La pièce, pour sûr admirable, rendue au mieux dans notre langue par Jean-Yves Masson, s’attache à vingt-quatre heures de la vie d’un homme, le comte Hans Karl Bühl, rescapé des tranchées, à ce titre revenu de tout, misanthrope courtois cultivant l’art de se taire au nom de l’indicible, traqué par les femmes, la famille, les amis et l’obligation sociale. La scène est en « Cacanie », soit l’Autriche, pour dire comme Musil dans son Homme sans qualités, qui partage maints traits de cet « Homme difficile ». Tout enchante l’esprit, par la sensation d’irréfragable que suscite le déroulement de l’action scénique. La plus profonde justesse a manifestement guidé tous les choix de Lassalle, jusque dans une façon de sensualité furtive entre les corps en présence, d’autant plus troublante que le quant-à-soi est de rigueur dans cette aristocratie recrue de défaites, qui porte beau par habitude. Les passions semblent distillées par l’alambic du temps théâtral. Chaque geste, chaque mimique, chaque expression portent, sans jamais appuyer. Horlogerie parfaite, minutieuse, collant à merveille à la psychologie singulière que l’œuvre déploie. Et tout semble couler de source, au fil d’un jeu qu’on dirait d’un naturalisme épuré, avec le secours d’une imperturbable ironie. On songe an cinéma de Max Ophüls, à son désenchantement cultivé. C’est donc du théâtre au plus haut point civilisé mais qui, dans des mains vulgaires, n’aurait pu donner que de l’à-peu-prés. Quelque chose d’aussi subtil qu’un corps de ballet en bon état de marche, au service d’une mélancolie poignante. Andrzej Seweryn, on ne le quitte pas des yeux. C’est tout son être qui signifie. Les femmes (Dominique Labourier, Marianne Basler, Océane Mozas…) procèdent d’une grâce mélodieuse rare. Jusqu’aux lignes de forces grotesques de l’intrigue qui surgissent à point nommé avec élégance. Il est clair qu’une intelligence déliée et douloureuse a ici permis la recréation d’un monde qui prend figure de véritable « sonate des spectres ».

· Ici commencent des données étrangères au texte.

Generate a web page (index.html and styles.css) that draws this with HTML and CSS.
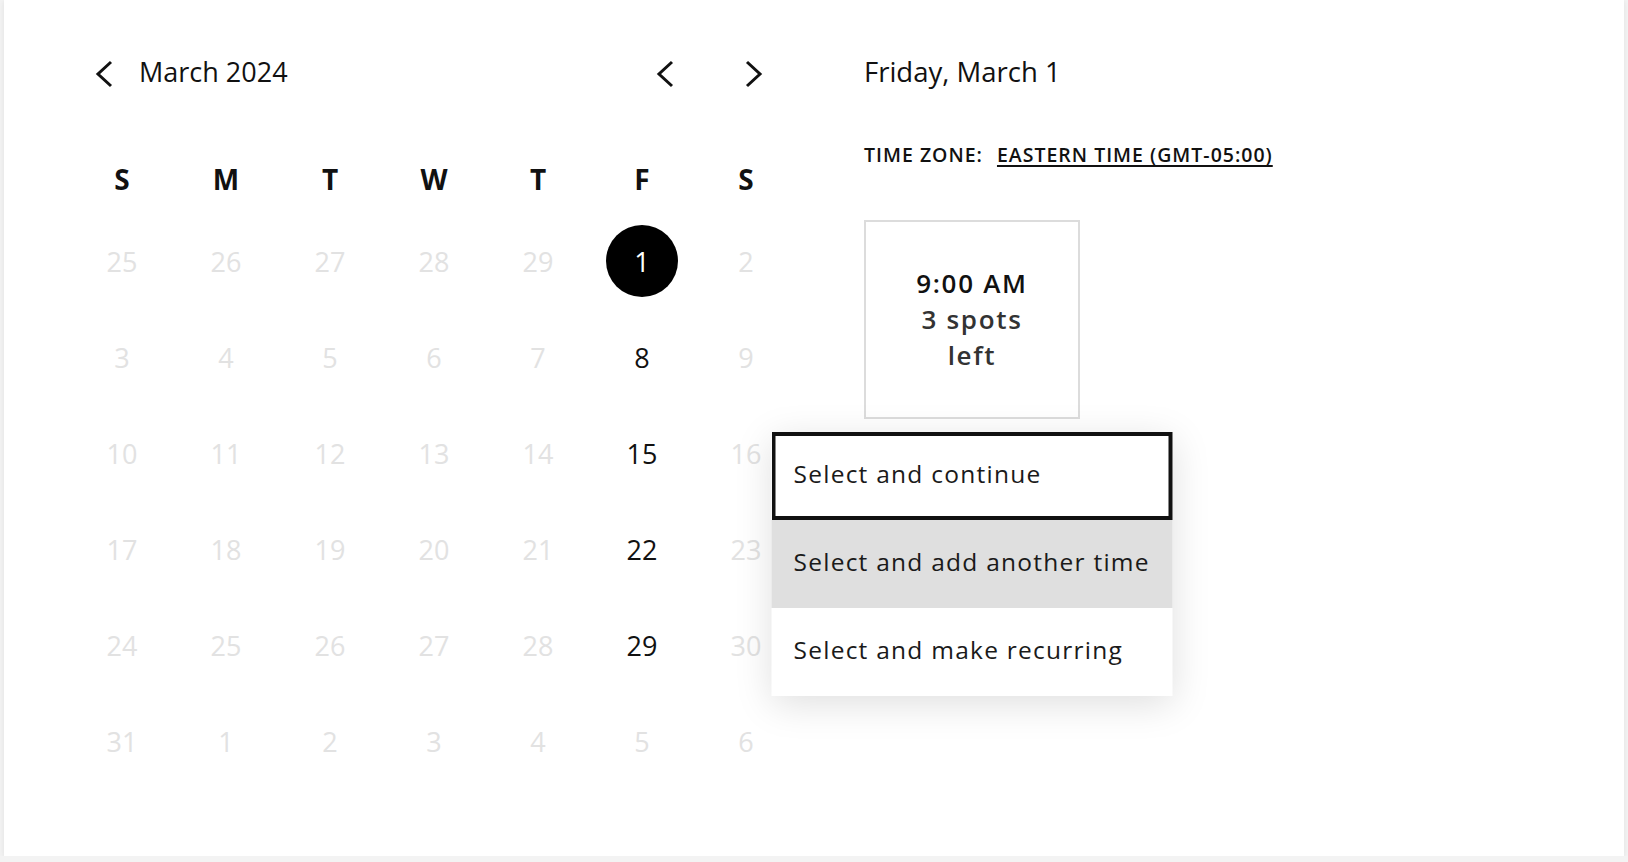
FILE: index.html
```html
<!DOCTYPE html>
<html lang="en">
<head>
<meta charset="utf-8">
<title>Select a time</title>
<link rel="stylesheet" href="styles.css">
</head>
<body>
<div class="card">
  <section class="calendar">
    <div class="cal-head">
      <button class="icon-btn back" aria-label="Back">
        <svg width="20" height="28" viewBox="0 0 20 28"><path d="M17 2 L4 14 L17 26" /></svg>
      </button>
      <h2 class="month">March 2024</h2>
      <div class="nav">
        <button class="icon-btn" aria-label="Previous month">
          <svg width="20" height="28" viewBox="0 0 20 28"><path d="M17 2 L4 14 L17 26" /></svg>
        </button>
        <button class="icon-btn" aria-label="Next month">
          <svg width="20" height="28" viewBox="0 0 20 28"><path d="M3 2 L16 14 L3 26" /></svg>
        </button>
      </div>
    </div>
    <div class="weekdays">
      <span>S</span><span>M</span><span>T</span><span>W</span><span>T</span><span>F</span><span>S</span>
    </div>
    <div class="days">
      <span class="day off">25</span><span class="day off">26</span><span class="day off">27</span><span class="day off">28</span><span class="day off">29</span><span class="day"><span class="selected">1</span></span><span class="day off">2</span>
      <span class="day off">3</span><span class="day off">4</span><span class="day off">5</span><span class="day off">6</span><span class="day off">7</span><span class="day">8</span><span class="day off">9</span>
      <span class="day off">10</span><span class="day off">11</span><span class="day off">12</span><span class="day off">13</span><span class="day off">14</span><span class="day">15</span><span class="day off">16</span>
      <span class="day off">17</span><span class="day off">18</span><span class="day off">19</span><span class="day off">20</span><span class="day off">21</span><span class="day">22</span><span class="day off">23</span>
      <span class="day off">24</span><span class="day off">25</span><span class="day off">26</span><span class="day off">27</span><span class="day off">28</span><span class="day">29</span><span class="day off">30</span>
      <span class="day off">31</span><span class="day off">1</span><span class="day off">2</span><span class="day off">3</span><span class="day off">4</span><span class="day off">5</span><span class="day off">6</span>
    </div>
  </section>

  <section class="times">
    <h2 class="date-title">Friday, March 1</h2>
    <div class="tz">
      <span class="tz-label">TIME ZONE:</span>
      <a class="tz-link" href="#">EASTERN TIME (GMT-05:00)</a>
    </div>
    <div class="slot-wrap">
      <div class="slot">
        <span class="slot-time">9:00 AM</span>
        <span class="slot-spots">3 spots left</span>
      </div>
      <ul class="menu">
        <li class="menu-item focused">Select and continue</li>
        <li class="menu-item hover">Select and add another time</li>
        <li class="menu-item">Select and make recurring</li>
      </ul>
    </div>
  </section>
</div>
</body>
</html>
```
FILE: styles.css
```css
* { box-sizing: border-box; }

html, body {
  margin: 0;
  padding: 0;
}

body {
  background: #f3f3f3;
  font-family: "Open Sans", "Noto Sans", sans-serif;
  color: #111;
}

.card {
  margin: 0 4px;
  height: 856px;
  background: #fff;
  box-shadow: 0 1px 6px rgba(0, 0, 0, 0.08);
  display: flex;
  padding-left: 66px;
}

/* ---------- Calendar ---------- */
.calendar {
  width: 728px;
  padding-top: 44px;
}

.cal-head {
  display: flex;
  align-items: center;
  height: 56px;
  padding-left: 24px;
  padding-right: 34px;
}

.icon-btn {
  border: 0;
  background: none;
  padding: 0;
  margin: 0;
  width: 20px;
  height: 28px;
  display: flex;
  cursor: pointer;
  position: relative;
  top: 2px;
}

.icon-btn svg path {
  fill: none;
  stroke: #111;
  stroke-width: 3;
  stroke-linejoin: miter;
  stroke-linecap: butt;
}

.month {
  margin: 0 0 0 25px;
  font-size: 27px;
  font-weight: 400;
  line-height: 56px;
  color: #111;
  flex: 1;
}

.nav {
  display: flex;
  gap: 69px;
}

.weekdays {
  margin-top: 48px;
  height: 60px;
  margin-bottom: 5px;
  display: grid;
  grid-template-columns: repeat(7, 104px);
  align-items: center;
}

.weekdays span {
  text-align: center;
  font-size: 28px;
  font-weight: 700;
  line-height: 60px;
  color: #111;
  position: relative;
  top: 1px;
}

.days {
  display: grid;
  grid-template-columns: repeat(7, 104px);
  grid-auto-rows: 96px;
}

.day {
  display: flex;
  align-items: center;
  justify-content: center;
  font-size: 27px;
  font-weight: 400;
  color: #111;
}

.day.off {
  color: #e2e2e2;
}

.selected {
  width: 72px;
  height: 72px;
  border-radius: 50%;
  background: #000;
  color: #fff;
  display: flex;
  align-items: center;
  justify-content: center;
}

/* ---------- Times ---------- */
.times {
  margin-left: 66px;
  padding-top: 44px;
}

.date-title {
  margin: 0;
  font-size: 27.5px;
  font-weight: 400;
  line-height: 56px;
  color: #111;
}

.tz {
  margin-top: 43px;
  line-height: 24px;
  font-size: 19.5px;
  font-weight: 600;
  letter-spacing: 1px;
  display: flex;
  align-items: baseline;
}

.tz-label {
  color: #111;
}

.tz-link {
  margin-left: 14px;
  color: #111;
  text-decoration: underline;
  text-decoration-thickness: 2px;
  text-underline-offset: 3px;
}

.slot-wrap {
  margin-top: 53px;
  width: 216px;
  position: relative;
}

.slot {
  height: 199px;
  border: 2px solid #dcdcdc;
  padding: 0 36px 2px;
  display: flex;
  flex-direction: column;
  align-items: center;
  justify-content: center;
  text-align: center;
  font-size: 26px;
  font-weight: 600;
  line-height: 36px;
  letter-spacing: 1.7px;
}

.slot-time {
  color: #111;
}

.slot-spots {
  color: #333;
}

.menu {
  position: absolute;
  top: calc(100% + 13px);
  left: 50%;
  transform: translateX(-50%);
  width: 401px;
  margin: 0;
  padding: 0;
  list-style: none;
  background: #fff;
  box-shadow: 0 8px 36px rgba(0, 0, 0, 0.13);
  z-index: 2;
}

.menu-item {
  height: 88px;
  display: flex;
  align-items: center;
  padding: 0 0 6px 22px;
  font-size: 24.5px;
  letter-spacing: 1.25px;
  color: #1a1a1a;
}

.menu-item.focused {
  box-shadow: inset 0 0 0 4px #111;
}

.menu-item.hover {
  background: #dfdfdf;
}
```
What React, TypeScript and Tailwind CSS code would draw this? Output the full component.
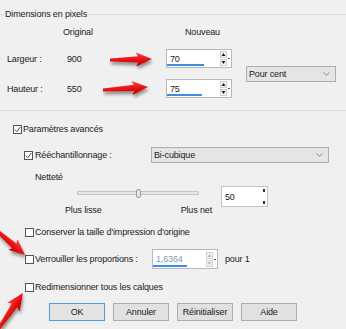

Jean-Pierre Leonardini, L’Humanité, 8 avril 1996.

 

À l’heure de la psychanalyse naissante, Hugo von Hofmannsthal se paie le luxe de dénoncer, comme Sigmund Freud, les ruses et les faux-fuyants du langage, les abîmes insondables de nos inconscients. Et, comble de paradoxe, c’est sur scène, lieu sacré du dialogue, qu’il a choisi de stigmatiser la vanité de tous les dialogues ! Apparemment, il écrit une vraie comédie classique, avec unité de temps, d’action et presque de lieu. Apparemment, il compose aussi une œuvre à la mode, frivole et capricieuse, avec intrigue amoureuse et galerie de personnages viennois hauts en couleur, droit sortis des comédies amères de Schnitzler ou des univers déjantés des peintres expressionnistes Kokoschka ou Schiele. En fait, de scène en scène, le poète torpille les archétypes, casse les habitudes, montre un pays bientôt miné par le fascisme, des personnages que tout condamne à la fuite, des histoires qui vont se terminer en non-histoires, et des rêves en cauchemars.

Servi par une troupe magnifique qu’il dirige en virtuose, Jacques Lassalle nous fait valser admirablement entre plaisir de la théâtralité viennoise la plus sucrée et dénonciation de cette même théâtralité. Avec son intelligence douloureuse et constamment blessée, le metteur en scène sert à merveille le texte d’un auteur lui aussi « difficile », perdu entre la fascination et le mépris du verbe, l’amour et la haine du moi.

À l’image du jeu si singulier d’Andrzej Seweryn. Allez le voir, être et ne pas être là, donner l’impression d’aimer et d’être ailleurs, d’être indifférent et passionné. Avec ce même regard impassible et cette intonation monocorde : bouleversant de souffrance inavouable, inavouée, à jamais condamné au silence. Mais quand même toujours sur scène.

Fabienne Pascaud, Télérama, 10 avril 1996.